The Atlanta Journal-Constitution

Tom Price fine pick to head DHHS

- Jay Bookman My Opinion

Donald Trump could not have nominated a better person as secretary of the Department of Health and Human Services than U.S. Rep. Tom Price of Georgia.

I know that sounds surprising. During the campaign, Trump consistent­ly told voters that he was different than other Republican­s, that he would protect Medicare, Medicaid, Social Security and other essential safety-net programs. Price, on the other hand, has long nursed an ideologue’s hatred of such programs. He wants to privatize Medicare and slash Medicaid dramatical­ly, and has consistent­ly voted against efforts to extend coverage even to children through the Children’s Health Insurance Program.

So why has Trump decided to take programs that he has pledged to protect and place them under the control of a person pledged to drasticall­y reduce and, if possible, eliminate them?

Come on. You know the answer already. It’s because Trump’s campaign talk was a scam. Every administra­tion has its priorities, and since we cannot afford both huge tax cuts for the wealthy and decent health care for the masses, decent health care for the masses has been placed on the chopping block by the Trump administra­tion.

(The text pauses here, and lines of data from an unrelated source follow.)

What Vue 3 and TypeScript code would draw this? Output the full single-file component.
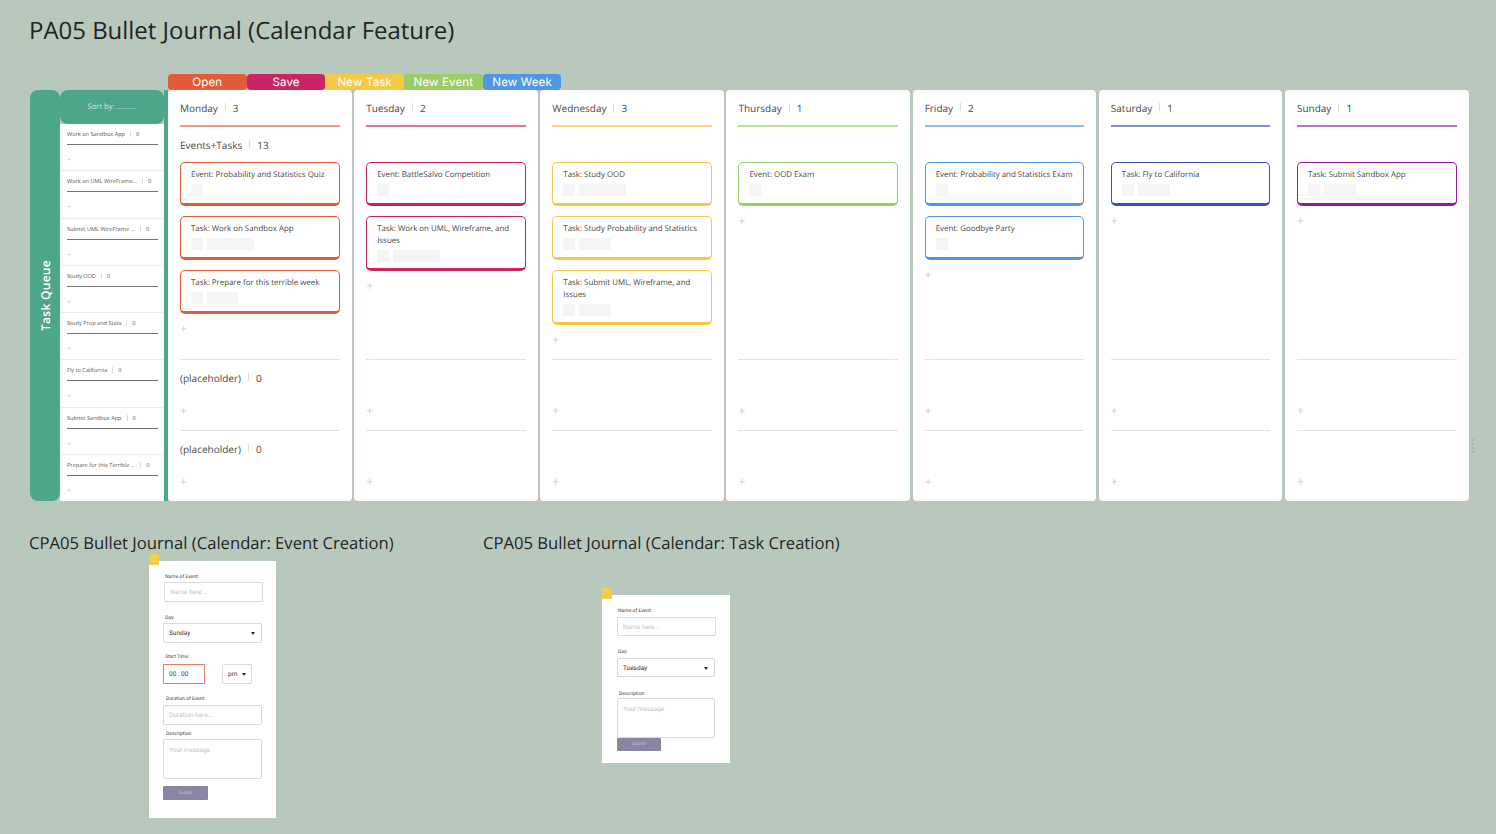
<script setup lang="ts">
interface Card { title: string; chip?: number }
interface Day { name: string; count: number; color: string; line: string; cards: Card[] }

const actions = [
  { label: 'Open', color: '#e25a38' },
  { label: 'Save', color: '#c92563' },
  { label: 'New Task', color: '#f4c945' },
  { label: 'New Event', color: '#9ccc65' },
  { label: 'New Week', color: '#4f97e4' },
]

const queue = [
  'Work on Sandbox App',
  'Work on UML WireFrame...',
  'Submit UML WireFrame ...',
  'Study OOD',
  'Study Prop and Stats',
  'Fly to California',
  'Submit Sandbox App',
  'Prepare for this Terrible ...',
]

const days: Day[] = [
  { name: 'Monday', count: 3, color: '#e25a38', line: '#ee9a84', cards: [
    { title: 'Event: Probability and Statistics Quiz' },
    { title: 'Task: Work on Sandbox App', chip: 47 },
    { title: 'Task: Prepare for this terrible week', chip: 31 },
  ] },
  { name: 'Tuesday', count: 2, color: '#c92563', line: '#e2719b', cards: [
    { title: 'Event: BattleSalvo Competition' },
    { title: 'Task: Work on UML, Wireframe, and Issues', chip: 47 },
  ] },
  { name: 'Wednesday', count: 3, color: '#f4c945', line: '#f8dc7c', cards: [
    { title: 'Task: Study OOD', chip: 47 },
    { title: 'Task: Study Probability and Statistics', chip: 32 },
    { title: 'Task: Submit UML, Wireframe, and Issues', chip: 32 },
  ] },
  { name: 'Thursday', count: 1, color: '#9ccc65', line: '#bfe095', cards: [
    { title: 'Event: OOD Exam' },
  ] },
  { name: 'Friday', count: 2, color: '#4f97e4', line: '#8cbcee', cards: [
    { title: 'Event: Probability and Statistics Exam' },
    { title: 'Event: Goodbye Party' },
  ] },
  { name: 'Saturday', count: 1, color: '#3f4fb0', line: '#8490d0', cards: [
    { title: 'Task: Fly to California', chip: 32 },
  ] },
  { name: 'Sunday', count: 1, color: '#8e1ba0', line: '#bd6fca', cards: [
    { title: 'Task: Submit Sandbox App', chip: 32 },
  ] },
]
</script>

<template>
  <div class="page">
    <h1 class="title">PA05 Bullet Journal (Calendar Feature)</h1>

    <div class="actions">
      <button v-for="a in actions" :key="a.label" class="action" :style="{ background: a.color }">{{ a.label }}</button>
    </div>

    <div class="board">
      <div class="rail"><span>Task Queue</span></div>

      <aside class="queue">
        <div class="sort">Sort by: ..........</div>
        <div v-for="q in queue" :key="q" class="q-item">
          <div class="q-head">
            <span>{{ q }}</span><i class="q-sep"></i><span>0</span>
          </div>
          <div class="q-line"></div>
          <div class="q-plus">+</div>
        </div>
      </aside>

      <section v-for="(d, i) in days" :key="d.name" class="day">
        <div class="lane main">
          <div class="day-head" :style="{ borderColor: d.line }">
            <span>{{ d.name }}</span><i class="sep"></i><span>{{ d.count }}</span>
          </div>
          <div class="group-head">
            <template v-if="i === 0"><span>Events+Tasks</span><i class="sep"></i><span>13</span></template>
          </div>
          <div class="cards">
            <article
              v-for="c in d.cards"
              :key="c.title"
              class="card"
              :style="{ borderColor: d.color }"
            >
              <p>{{ c.title }}</p>
              <div class="chips">
                <b class="chip"></b>
                <b v-if="c.chip" class="chip" :style="{ width: c.chip + 'px' }"></b>
              </div>
            </article>
          </div>
          <div class="plus">+</div>
        </div>

        <div v-for="n in 2" :key="n" class="lane extra">
          <div class="group-head slim">
            <template v-if="i === 0"><span>(placeholder)</span><i class="sep"></i><span>0</span></template>
          </div>
          <div class="plus">+</div>
        </div>
      </section>

      <div class="handle"></div>
    </div>

    <div class="lower">
      <div class="block first">
        <h2 class="sub">CPA05 Bullet Journal (Calendar: Event Creation)</h2>
        <form class="form form-event" @submit.prevent>
          <i class="sticker"></i>
          <label class="lbl">Name of Event:</label>
          <div class="field ph name-shift">Name here...</div>
          <label class="lbl l-day">Day:</label>
          <div class="field sel">Sunday<i class="caret"></i></div>
          <label class="lbl l-start">Start Time:</label>
          <div class="time-row">
            <div class="field time">00 : 00</div>
            <div class="field sel pm">pm<i class="caret"></i></div>
          </div>
          <label class="lbl l-dur">Duration of Event:</label>
          <div class="field ph dur">Duration here...</div>
          <label class="lbl l-desc">Description</label>
          <div class="field ph area">Your message</div>
          <div class="submit">Submit</div>
        </form>
      </div>

      <div class="block second">
        <h2 class="sub">CPA05 Bullet Journal (Calendar: Task Creation)</h2>
        <form class="form form-task" @submit.prevent>
          <i class="sticker"></i>
          <label class="lbl">Name of Event:</label>
          <div class="field ph t-field t-name">Name here...</div>
          <label class="lbl l-day">Day:</label>
          <div class="field sel t-field">Tuesday<i class="caret"></i></div>
          <label class="lbl l-desc2">Description</label>
          <div class="field ph area t-area">Your message</div>
          <div class="submit flush">Submit</div>
        </form>
      </div>
    </div>
  </div>
</template>

<style>
html, body { margin: 0; background: #b9c8bd; }
</style>

<style scoped>
.page {
  width: 1496px;
  height: 834px;
  box-sizing: border-box;
  padding: 14px 0 0 30px;
  background: #b9c8bd;
  font-family: "Open Sans", "Noto Sans", sans-serif;
  color: #444;
  overflow: hidden;
  text-rendering: geometricPrecision;
}
.title {
  margin: 0 0 0 -1px;
  font-size: 23.95px;
  line-height: 33px;
  font-weight: 400;
  color: #1f2522;
}
.actions {
  display: flex;
  margin: 27px 0 0 138px;
  height: 16px;
}
.action {
  width: 78.7px;
  height: 16px;
  padding: 0;
  border: 0;
  border-radius: 4px;
  color: #fff;
  font-family: Inter, "Open Sans", sans-serif;
  font-size: 11.6px;
  letter-spacing: 0.1px;
  line-height: 16px;
  text-rendering: geometricPrecision;
}
.board {
  position: relative;
  display: flex;
  height: 411px;
  width: 1440px;
  gap: 2.47px;
}
.rail {
  width: 30px;
  margin-right: -2.47px;
  flex: none;
  background: #4da58a;
  border-radius: 8px;
  display: flex;
  align-items: center;
  justify-content: center;
}
.rail span {
  writing-mode: vertical-rl;
  transform: rotate(180deg);
  color: #fff;
  font-size: 12px;
  font-weight: 600;
  letter-spacing: 0.3px;
  white-space: nowrap;
  margin-top: 1px;
}
.queue {
  width: 108px;
  margin-right: -2.47px;
  flex: none;
  box-sizing: border-box;
  border-right: 4px solid #4da58a;
  display: flex;
  flex-direction: column;
}
.sort {
  height: 34px;
  flex: none;
  border-radius: 8px;
  background: #4da58a;
  display: flex;
  align-items: center;
  justify-content: center;
  color: #d6ebe2;
  font-size: 7.6px;
}
.q-item {
  height: 47.3px;
  flex: none;
  box-sizing: border-box;
  padding: 0 6px 0 7px;
  background: #fff;
  border-bottom: 1px solid #eee;
  display: flex;
  flex-direction: column;
}
.q-item:last-child { border-bottom: 0; height: 45.9px; }
.q-head {
  display: flex;
  align-items: center;
  height: 20px;
  font-size: 5.6px;
  color: #555;
  white-space: nowrap;
}
.q-sep {
  width: 1px;
  height: 6px;
  margin: 0 5px;
  background: #ddd;
}
.q-line { height: 1px; background: #777; }
.q-plus {
  margin-top: 11px;
  font-size: 7px;
  line-height: 10px;
  color: #ccc;
}
.day {
  width: 183.7px;
  flex: none;
  box-sizing: border-box;
  padding: 0 12px;
  background: #fff;
  border-radius: 4px;
  display: flex;
  flex-direction: column;
}
.lane { display: flex; flex-direction: column; box-sizing: border-box; flex: none; }
.main { height: 270px; border-bottom: 1px solid #e3e3e3; }
.extra { height: 71px; border-bottom: 1px solid #e3e3e3; }
.extra:last-child { border-bottom: 0; height: 70px; }
.day-head {
  height: 37px;
  flex: none;
  display: flex;
  align-items: center;
  border-bottom: 2px solid;
  font-size: 10px;
  color: #4a4a4a;
  box-sizing: border-box;
}
.sep {
  width: 1px;
  height: 8px;
  margin: 0 7px 2px;
  background: #ddd;
}
.group-head {
  height: 35px;
  flex: none;
  display: flex;
  align-items: center;
  font-size: 10px;
  color: #4a4a4a;
}
.group-head.slim { height: 36px; }
.cards { display: flex; flex-direction: column; gap: 10px; }
.card {
  box-sizing: border-box;
  padding: 6px 9px 6px 10px;
  border: 1px solid;
  border-bottom-width: 3px;
  border-radius: 5px;
  background: #fff;
  min-height: 44px;
}
.card p {
  margin: 0;
  font-size: 7.9px;
  line-height: 12px;
  color: #4a4a4a;
}
.chips { display: flex; gap: 4px; margin-top: 3px; }
.chip {
  display: block;
  width: 12px;
  height: 12px;
  background: #f5f5f5;
}
.plus {
  margin-top: 7.5px;
  height: 14px;
  line-height: 14px;
  font-size: 12px;
  color: #cfcfcf;
}
.handle {
  position: absolute;
  left: 1442px;
  top: 348px;
  width: 2px;
  height: 17px;
  background-image: radial-gradient(circle, #a3b3a8 0.7px, transparent 0.8px);
  background-size: 2px 4px;
}
.lower {
  display: flex;
  margin-top: 31px;
}
.block { flex: none; }
.first { width: 454px; }
.sub {
  margin: 0 0 0 -1px;
  font-size: 16.65px;
  line-height: 22px;
  font-weight: 400;
  color: #1f2522;
  white-space: nowrap;
}
.form {
  position: relative;
  box-sizing: border-box;
  background: #fff;
  display: flex;
  flex-direction: column;
  align-items: flex-start;
  font-family: Roboto, "Liberation Sans", sans-serif;
}
.form-event {
  width: 127px;
  height: 257px;
  margin: 7px 0 0 119px;
  padding: 12px 14px 0 14px;
}
.form-task {
  width: 128px;
  height: 168px;
  margin: 41px 0 0 118px;
  padding: 12px 14px 0 15px;
}
.sticker {
  position: absolute;
  left: 0;
  top: -7px;
  width: 10px;
  height: 11px;
  background: #f0cf4c;
}
.lbl {
  display: block;
  margin-left: 2px;
  height: 6px;
  line-height: 8px;
  font-size: 5px;
  color: #444;
}
.field {
  box-sizing: border-box;
  width: 99px;
  height: 20px;
  margin-top: 3px;
  padding: 0 5px;
  border: 1px solid #dadada;
  border-radius: 1px;
  display: flex;
  align-items: center;
  font-size: 6.5px;
  color: #333;
  background: #fff;
}
.ph { color: #c4c4c4; }
.name-shift { margin-left: 1px; }
.sel { position: relative; }
.caret {
  position: absolute;
  right: 6px;
  top: 8px;
  border: 2px solid transparent;
  border-top: 3px solid #2b2456;
  border-bottom: 0;
}
.l-day { margin-top: 12px; }
.l-start { margin-top: 10px; }
.time-row { display: flex; gap: 17px; margin-top: 5px; }
.time { width: 42px; border-color: #e57b62; margin: 0; }
.pm { width: 30px; margin: 0; }
.pm .caret { right: 5px; }
.l-dur { margin-top: 11px; margin-left: 3px; }
.dur { height: 20px; margin-top: 4px; }
.l-desc { margin-top: 5px; margin-left: 3px; }
.area { height: 40px; align-items: flex-start; padding-top: 6px; border-radius: 2px; }
.l-desc2 { margin-top: 13px; margin-left: 2px; }
.t-field { margin-top: 4px; height: 19px; width: 98px; }
.t-name { width: 99px; }
.t-area { margin-top: 2px; width: 98px; }
.form-task .lbl { margin-left: 1px; }
.form-task .l-desc2 { margin-left: 2px; }
.submit {
  width: 45px;
  height: 14px;
  margin-top: 7px;
  background: #8886a3;
  border-radius: 1px;
  color: #c4c3d2;
  font-size: 4.5px;
  display: flex;
  align-items: center;
  justify-content: center;
}
.submit.flush { margin-top: 0; height: 13px; width: 44px; }
</style>
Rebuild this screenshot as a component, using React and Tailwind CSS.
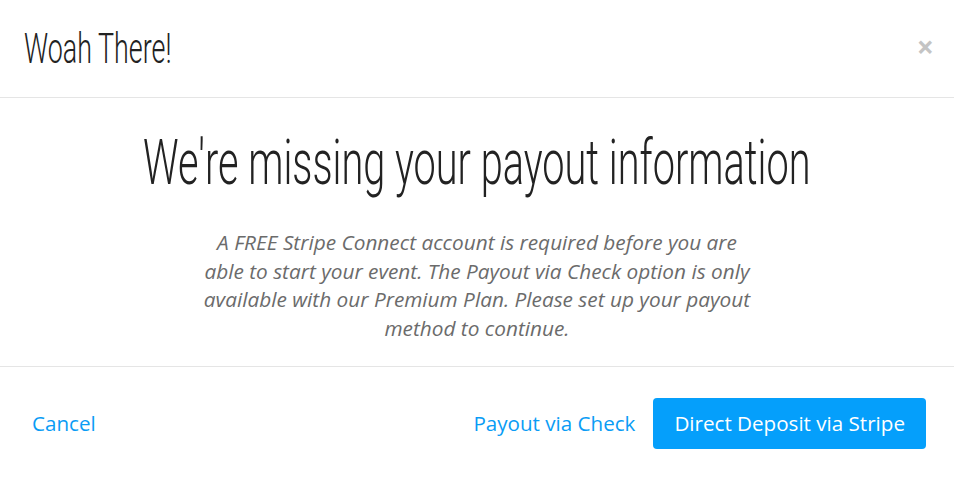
import React from "react";

// no condensed face installed, so squeeze Roboto Light horizontally
const HEAD = { fontFamily: 'Roboto, "Liberation Sans", sans-serif' };
const BODY = { fontFamily: '"Open Sans", "Noto Sans", sans-serif' };

export default function App() {
  return (
    <div className="w-[954px] h-[480px] bg-white overflow-hidden" style={BODY}>
      <div className="h-[98px] flex items-center justify-between pl-6 pr-5 border-b border-[#e5e5e5]">
        <h2 className="inline-block origin-left scale-x-[0.64] text-[42px] font-light text-[#222] leading-none" style={HEAD}>
          Woah There!
        </h2>
        <button className="text-[#c4c4c4] text-[30px] font-bold leading-none pb-1">×</button>
      </div>

      <div className="h-[269px] flex flex-col items-center border-b border-[#e5e5e5]">
        <h1 className="mt-[31px] inline-block whitespace-nowrap scale-x-[0.63] text-[63px] leading-[68px] font-light text-[#222]" style={HEAD}>
          We're missing your payout information
        </h1>
        <p className="mt-[31px] w-[556px] text-center italic text-[20.8px] leading-[28.5px] text-[#6b6b6b]">
          A FREE Stripe Connect account is required before you are able to start your event. The Payout via Check option is only available with our Premium Plan. Please set up your payout method to continue.
        </p>
      </div>

      <div className="h-[112px] flex items-center justify-between pl-8 pr-7">
        <button className="text-[20.6px] text-[#0a9cf5]">Cancel</button>
        <div className="flex items-center gap-[18px]">
          <button className="text-[20.6px] text-[#0a9cf5]">Payout via Check</button>
          <button className="h-[51px] px-[21px] rounded-[4px] bg-[#059ffb] text-white text-[20.6px]">
            Direct Deposit via Stripe
          </button>
        </div>
      </div>
    </div>
  );
}
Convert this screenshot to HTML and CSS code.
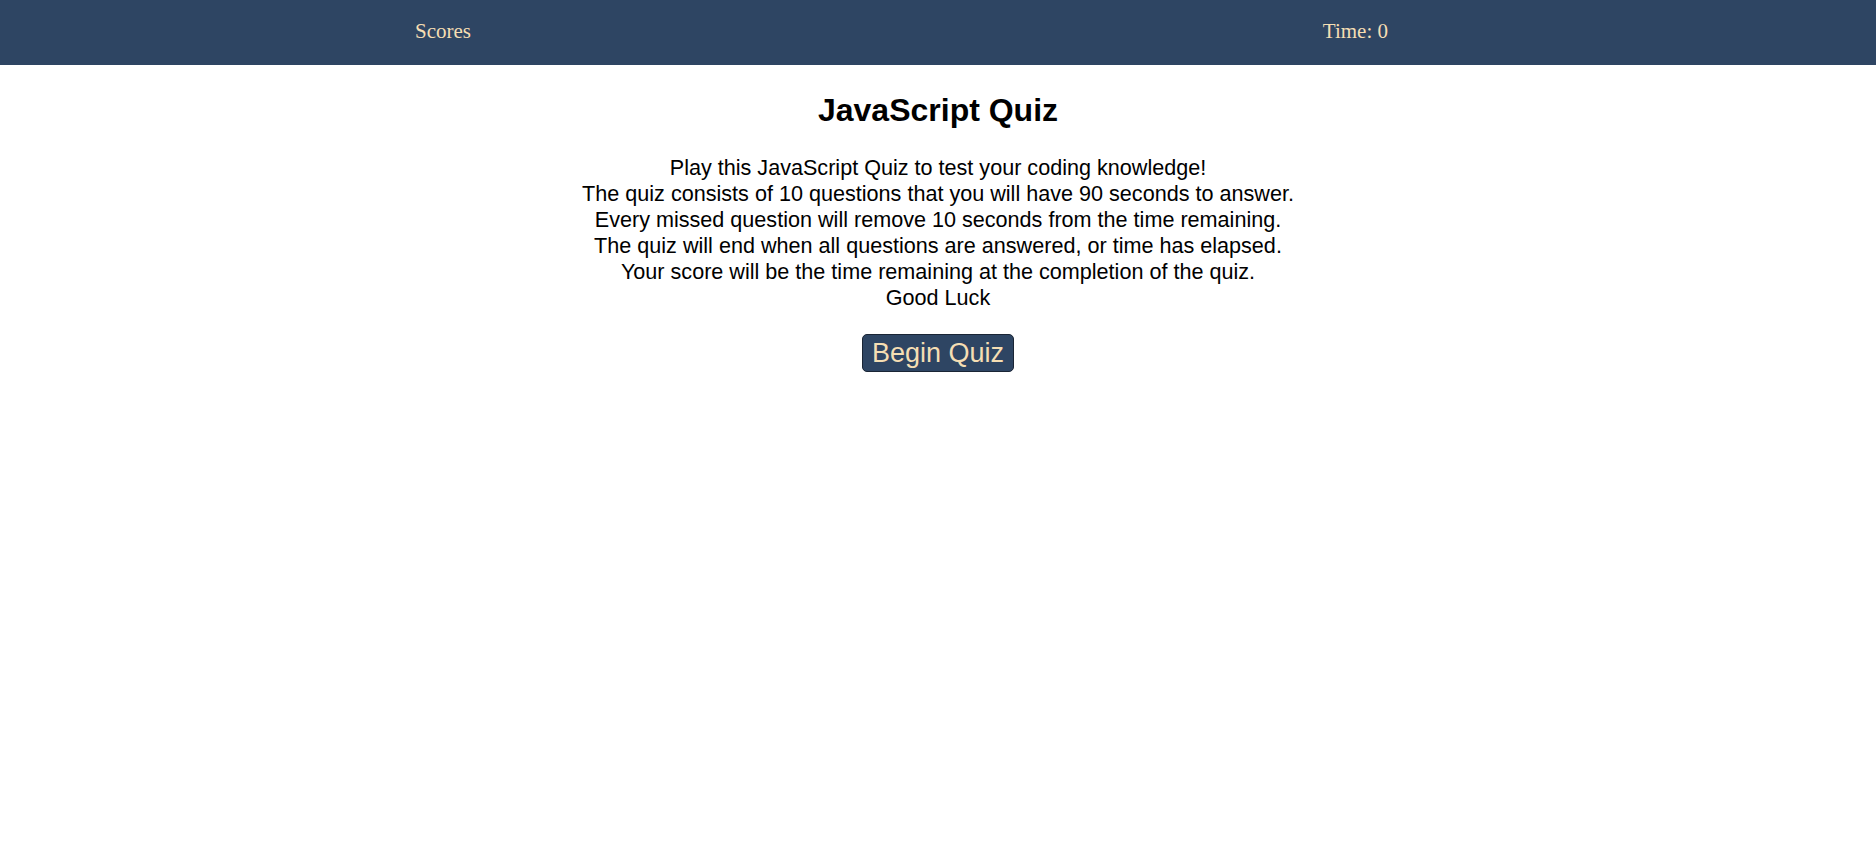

Because that’s what you do, right? When you run an anti-elitist, anti-Wall Street, populist campaign that tells working people they have been victims of a rigged system that ignores their needs in favor of the well-connected, after your election you immediatel­y move to lavish immense rewards on the wealthy, appoint fellow billionair­es and Wall Street denizens to your Cabinet and undercut programs that provide citizens at least some insulation against predatory capitalism.

On Medicare, for example, Price and his fellow House Republican­s have laid out a plan in which the current system of guaranteed coverage would be replaced with a system in which elderly Americans are given federal subsidies — the GOP calls them “premium supports” — which they then use to buy private insurance plans on the open marketplac­e. If that sounds familiar, it should. It’s very much the same structure as Obamacare.

In addition, Price has proposed legislatio­n to cut traditiona­l federal Medicaid spending by $1 trillion over the next decade. Repeal of the Obamacare Medicaid expansion would cut another $1.1 trillion, producing $2.1 trillion that then becomes available for cutting taxes on the wealthiest 1 percent. And if that means that some 14 million Americans have to be stripped of Medicaid coverage to achieve that goal, as predicted by the Congressio­nal Budget Office, that’s the price to be paid.

In fact, when Senate Finance Committee Chairman Orrin Hatch was asked whether entitlemen­t cuts are needed to make tax cuts plausible, he didn’t mince words: “I think that’s probably the understate­ment,” he told the Washington Post. Rural hospitals will close as their paying customers lose the capacity to pay, and once those areas lose hospitals they lose whatever meager ability they may have had to attract industry. These are not happy outcomes, but elections do have consequenc­es. The consequenc­es of this one are that men such as Price will get to test long-held Republican fantasies about how the world ought to work, and a lot of vulnerable people are going to suffer as a result. But if that’s what has to happen to open some eyes, I guess we better get on with it.